The ´show´, such as it is, is a celebration not just of a football team but of the faithful supporters who stuck with their team though hard times, and there were many of those with City. Their recent success is seen as a reward for all those years of pain.

There is a lot of nostalgia in this relaxed conversational hour: the days when ‘internet’ was where Nat Lofthouse used to bundle the ball (and sometimes the goalkeeper as well), ‘email’ was what a Yorkshireman said on arrival of the postman. Professional players set up side businesses to supplement their wages of £5 per week (Aguero Wine Shop, Ederson Car Sales and The De Bruyne Pub). Doesn't happen anymore.

We get an autobiography of Bill with emphasis on his footballing career. The identity and comradeship of belonging to a team nicely summed up in the book (generously given to all attendees) which contains his story, 'Wembley Comes to Wythenshawe', which is a delightful telling of the imagination of kids turning a playground knockabout into a Wembley Cup Final. Another poignant example of life away from the glamour of top tier leagues is the poem, 'The Co-operative Dairy Wanderers B'.

There were many anecdotes such as Bert Trautmann breaking his neck during play and the coach coming to his aid with a wet sponge (the magic sponge) and then carrying on to finish the game. They were different days.

While the nostalgia and stories were entertaining there is a sense of community of City fans sharing pain and success. While he has a connection and loyalty to City other supporters can empathise with devotion to their own underperforming team (one barb: City were the underdog beaten by other underdogs).

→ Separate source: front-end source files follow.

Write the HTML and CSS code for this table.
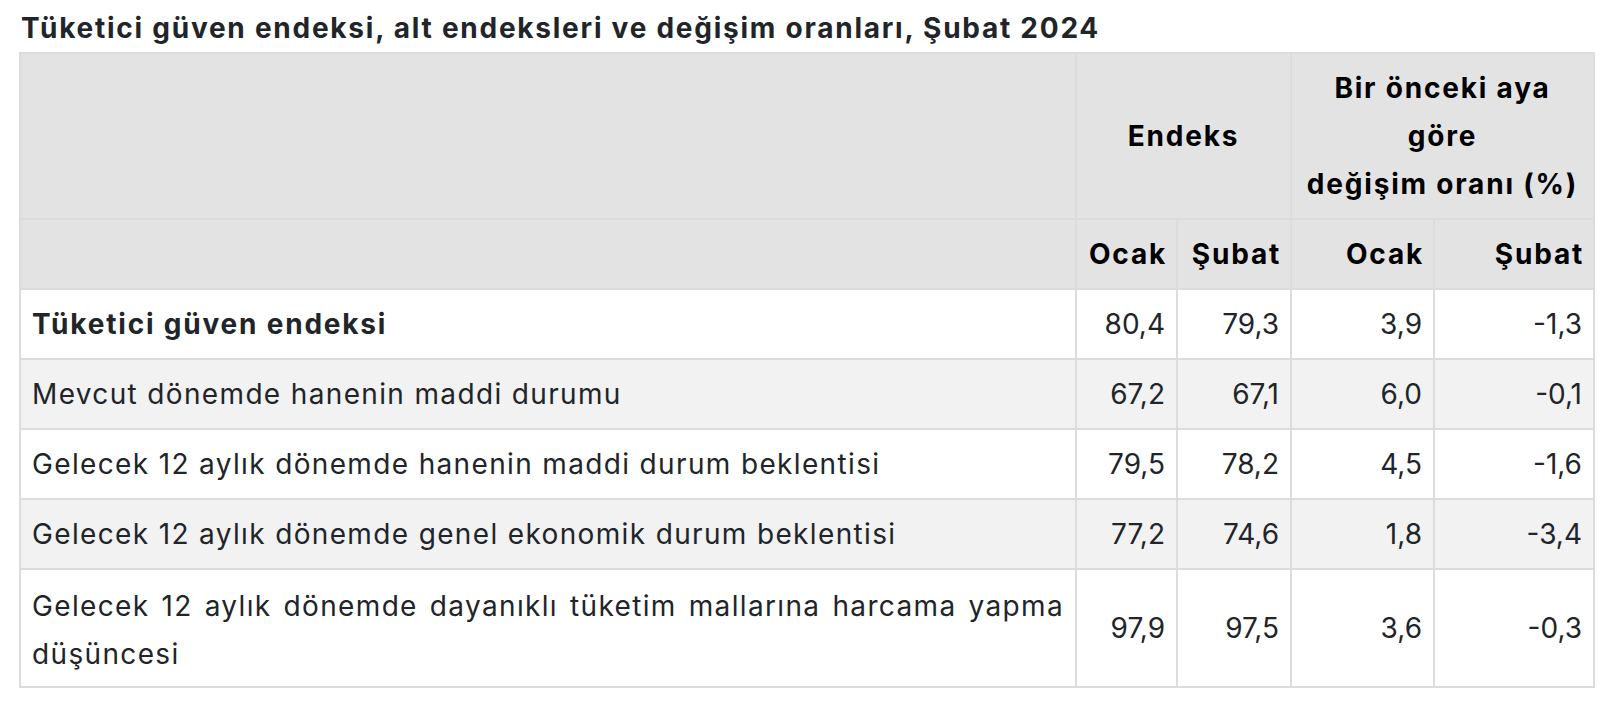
FILE: index.html
```html
<!DOCTYPE html>
<html lang="tr">
<head>
<meta charset="utf-8">
<title>Tüketici güven endeksi</title>
<link rel="stylesheet" href="styles.css">
</head>
<body>
<div class="page">
  <h2 class="title">Tüketici güven endeksi, alt endeksleri ve değişim oranları, Şubat 2024</h2>
  <table class="data">
    <colgroup>
      <col class="c-label">
      <col class="c-a">
      <col class="c-b">
      <col class="c-c">
      <col class="c-d">
    </colgroup>
    <thead>
      <tr>
        <th></th>
        <th colspan="2" class="center">Endeks</th>
        <th colspan="2" class="center">Bir önceki aya<br>göre<br>değişim oranı (%)</th>
      </tr>
      <tr class="sub">
        <th></th>
        <th class="num">Ocak</th>
        <th class="num">Şubat</th>
        <th class="num">Ocak</th>
        <th class="num">Şubat</th>
      </tr>
    </thead>
    <tbody>
      <tr>
        <td class="label strong">Tüketici güven endeksi</td>
        <td class="num">80,4</td><td class="num">79,3</td><td class="num">3,9</td><td class="num">-1,3</td>
      </tr>
      <tr class="alt">
        <td class="label">Mevcut dönemde hanenin maddi durumu</td>
        <td class="num">67,2</td><td class="num">67,1</td><td class="num">6,0</td><td class="num">-0,1</td>
      </tr>
      <tr>
        <td class="label">Gelecek 12 aylık dönemde hanenin maddi durum beklentisi</td>
        <td class="num">79,5</td><td class="num">78,2</td><td class="num">4,5</td><td class="num">-1,6</td>
      </tr>
      <tr class="alt">
        <td class="label">Gelecek 12 aylık dönemde genel ekonomik durum beklentisi</td>
        <td class="num">77,2</td><td class="num">74,6</td><td class="num">1,8</td><td class="num">-3,4</td>
      </tr>
      <tr>
        <td class="label justify">Gelecek 12 aylık dönemde dayanıklı tüketim mallarına harcama yapma düşüncesi</td>
        <td class="num">97,9</td><td class="num">97,5</td><td class="num">3,6</td><td class="num">-0,3</td>
      </tr>
    </tbody>
  </table>
</div>
</body>
</html>
```

FILE: styles.css
```css
html, body {
  margin: 0;
  padding: 0;
  background: #ffffff;
}

.page {
  padding: 11px 13px 0 19px;
}

.title {
  margin: 0 0 7px 2px;
  font-family: Inter, "Liberation Sans", sans-serif;
  font-weight: 700;
  font-size: 28px;
  line-height: 34px;
  letter-spacing: 1.75px;
  color: #212529;
}

.data {
  width: 1576px;
  table-layout: fixed;
  border-collapse: separate;
  border-spacing: 0;
  border: 1px solid #dcdcdc;
  font-family: Inter, "Liberation Sans", sans-serif;
  font-size: 28px;
  line-height: 48px;
  color: #212529;
}

.c-label { width: 1056px; }
.c-a { width: 101px; }
.c-b { width: 114px; }
.c-c { width: 143px; }
.c-d { width: 160px; }

.data th,
.data td {
  border: 1px solid #dcdcdc;
  padding: 10px 11px;
  vertical-align: middle;
  text-align: left;
}

.data th {
  background: #e3e3e3;
  color: #000000;
  font-weight: 700;
  letter-spacing: 1.8px;
}

.data th.center {
  text-align: center;
}

.data .num {
  text-align: right;
}

.data th.num {
  padding-right: 9px;
}

.data td.label {
  letter-spacing: 1.35px;
}

.data td.strong {
  font-weight: 700;
  letter-spacing: 1.8px;
}

.data td.justify {
  text-align: justify;
  padding-top: 12px;
  padding-bottom: 8px;
}

.data tbody tr.alt td {
  background: #f2f2f2;
}
```
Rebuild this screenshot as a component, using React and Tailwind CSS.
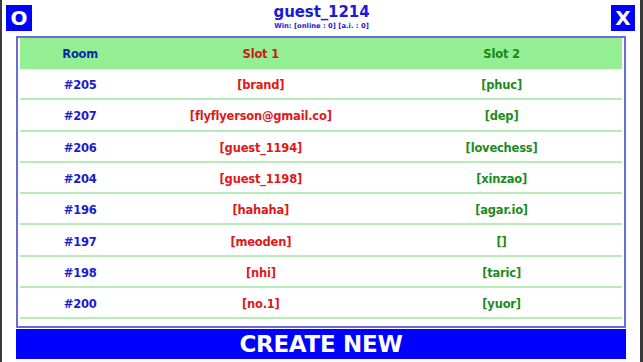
import React from "react";

const rows = [
  ["#205", "[brand]", "[phuc]"],
  ["#207", "[flyflyerson@gmail.co]", "[dep]"],
  ["#206", "[guest_1194]", "[lovechess]"],
  ["#204", "[guest_1198]", "[xinzao]"],
  ["#196", "[hahaha]", "[agar.io]"],
  ["#197", "[meoden]", "[]"],
  ["#198", "[nhi]", "[taric]"],
  ["#200", "[no.1]", "[yuor]"],
];

export default function App() {
  return (
    <div
      className="w-[643px] h-[362px] bg-white flex flex-col border-l-2 border-r-[3px] border-[#3a3a3a] overflow-hidden"
      style={{ fontFamily: '"DejaVu Sans", Verdana, sans-serif' }}
    >
      <div className="flex items-start justify-between h-[36px] pl-[4px] pr-[5px] pt-[5px]">
        <div className="w-[26px] h-[26px] bg-[#0000ff] text-white font-bold text-[20px] leading-[26px] text-center">
          O
        </div>
        <div className="flex flex-col items-center -mt-[3px]">
          <div className="text-[#1a1ad8] font-bold text-[15px] leading-[20px] tracking-[-0.1px]">
            guest_1214
          </div>
          <div className="text-[#1a1ad8] font-bold text-[6.8px] leading-[9px]">
            Win: [online : 0] [a.i. : 0]
          </div>
        </div>
        <div className="w-[24px] h-[26px] bg-[#0000ff] text-white font-bold text-[20px] leading-[26px] text-center">
          X
        </div>
      </div>
      <div className="mx-[14px] h-[292px] border-2 border-[#6b6bd6] px-[2px] flex flex-col">
        <div className="grid grid-cols-[20%_40%_40%] h-[31px] pt-[2px] bg-[#94ee94] items-center font-bold text-[11.5px] tracking-[-0.2px]">
          <div className="text-center text-[#0b2aa6]">Room</div>
          <div className="text-center text-[#d01818]">Slot 1</div>
          <div className="text-center text-[#138a13]">Slot 2</div>
        </div>
        {rows.map((r, i) => (
          <div
            key={i}
            className="grid grid-cols-[20%_40%_40%] h-[31.3px] pt-[4px] items-center font-bold text-[11.5px] tracking-[-0.2px] border-b-2 border-[#b6ecb6]"
          >
            <div className="text-center text-[#1a1ad0]">{r[0]}</div>
            <div className="text-center text-[#e01818]">{r[1]}</div>
            <div className="text-center text-[#1e8a1e]">{r[2]}</div>
          </div>
        ))}
      </div>
      <div className="mx-[14px] mt-[1px] h-[30px] bg-[#0000ff] text-white font-bold text-[23px] leading-[31px] text-center tracking-[-0.3px]">
        CREATE NEW
      </div>
    </div>
  );
}
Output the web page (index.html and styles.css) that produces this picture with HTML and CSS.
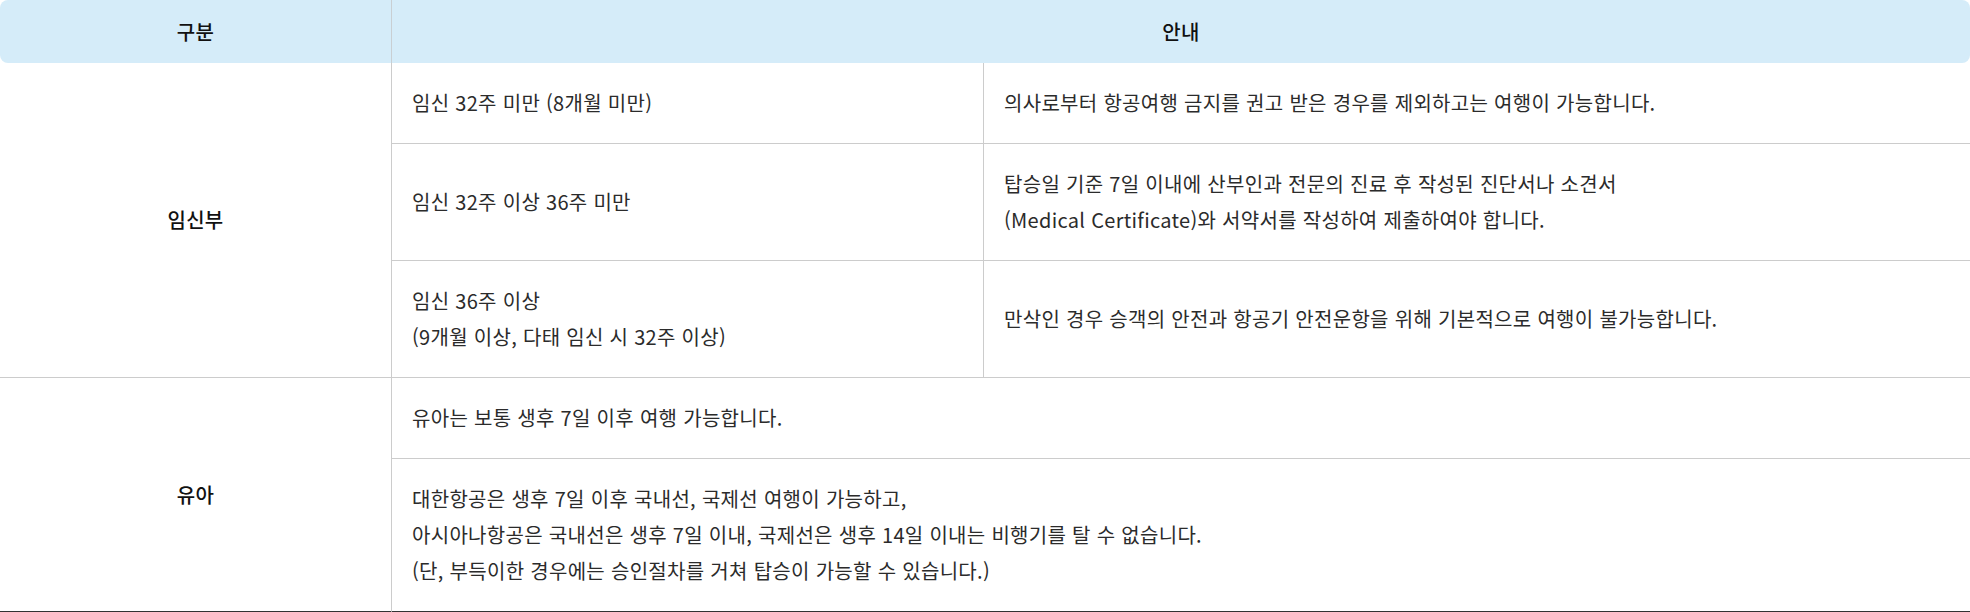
FILE: index.html
```html
<!DOCTYPE html>
<html lang="ko">
<head>
<meta charset="utf-8">
<title>임신부 및 유아 탑승 안내</title>
<link rel="stylesheet" href="styles.css">
</head>
<body>
<table class="guide">
  <colgroup>
    <col class="c1">
    <col class="c2">
    <col class="c3">
  </colgroup>
  <thead>
    <tr>
      <th class="h-first">구분</th>
      <th class="h-last" colspan="2">안내</th>
    </tr>
  </thead>
  <tbody>
    <tr>
      <td class="cat" rowspan="3">임신부</td>
      <td class="sub">임신 32주 미만 (8개월 미만)</td>
      <td class="desc">의사로부터 항공여행 금지를 권고 받은 경우를 제외하고는 여행이 가능합니다.</td>
    </tr>
    <tr>
      <td class="sub">임신 32주 이상 36주 미만</td>
      <td class="desc">탑승일 기준 7일 이내에 산부인과 전문의 진료 후 작성된 진단서나 소견서<br>(Medical Certificate)와 서약서를 작성하여 제출하여야 합니다.</td>
    </tr>
    <tr>
      <td class="sub">임신 36주 이상<br>(9개월 이상, 다태 임신 시 32주 이상)</td>
      <td class="desc">만삭인 경우 승객의 안전과 항공기 안전운항을 위해 기본적으로 여행이 불가능합니다.</td>
    </tr>
    <tr>
      <td class="cat last" rowspan="2">유아</td>
      <td class="sub" colspan="2">유아는 보통 생후 7일 이후 여행 가능합니다.</td>
    </tr>
    <tr>
      <td class="sub last" colspan="2">대한항공은 생후 7일 이후 국내선, 국제선 여행이 가능하고,<br>아시아나항공은 국내선은 생후 7일 이내, 국제선은 생후 14일 이내는 비행기를 탈 수 없습니다.<br>(단, 부득이한 경우에는 승인절차를 거쳐 탑승이 가능할 수 있습니다.)</td>
    </tr>
  </tbody>
</table>
</body>
</html>
```
FILE: styles.css
```css
html, body {
  margin: 0;
  padding: 0;
  background: #ffffff;
}

body {
  font-family: "Noto Sans CJK KR", "Noto Sans", sans-serif;
  color: #2b2b2b;
}

.guide {
  width: 1970px;
  border-collapse: separate;
  border-spacing: 0;
  table-layout: fixed;
  font-size: 20px;
  letter-spacing: 0.3px;
}

.c1 { width: 391px; }
.c2 { width: 592px; }

.guide th {
  height: 63px;
  padding: 0;
  background: #d5ecf9;
  color: #111111;
  font-weight: 500;
  text-align: center;
  vertical-align: middle;
  line-height: 36px;
}

.h-first {
  border-radius: 8px 0 0 8px;
}

.h-last {
  border-left: 1px solid #c9cfd3;
  border-radius: 0 8px 8px 0;
}

.guide td {
  padding: 22px 20px;
  line-height: 36px;
  vertical-align: middle;
  text-align: left;
  border-bottom: 1px solid #cccccc;
  border-left: 1px solid #cccccc;
}

.guide td.cat {
  border-left: 0;
  text-align: center;
  color: #111111;
  font-weight: 500;
}

.guide td.last {
  border-bottom: 2px solid #333333;
}
```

There are no further performances planned (anywhere): Bill asks if this ‘show’ is worth developing. I suggest there is a profound depth of material if he develops the comradeship and sense of belonging to a team or supporters group. There is material here to explore men’s (and women's) devotion to lost causes, community in adversity and commitment to hope. This theme is wider than football.

Bill’s poems are good too. If only he had supported Bolton Wanderers; then he would know pain.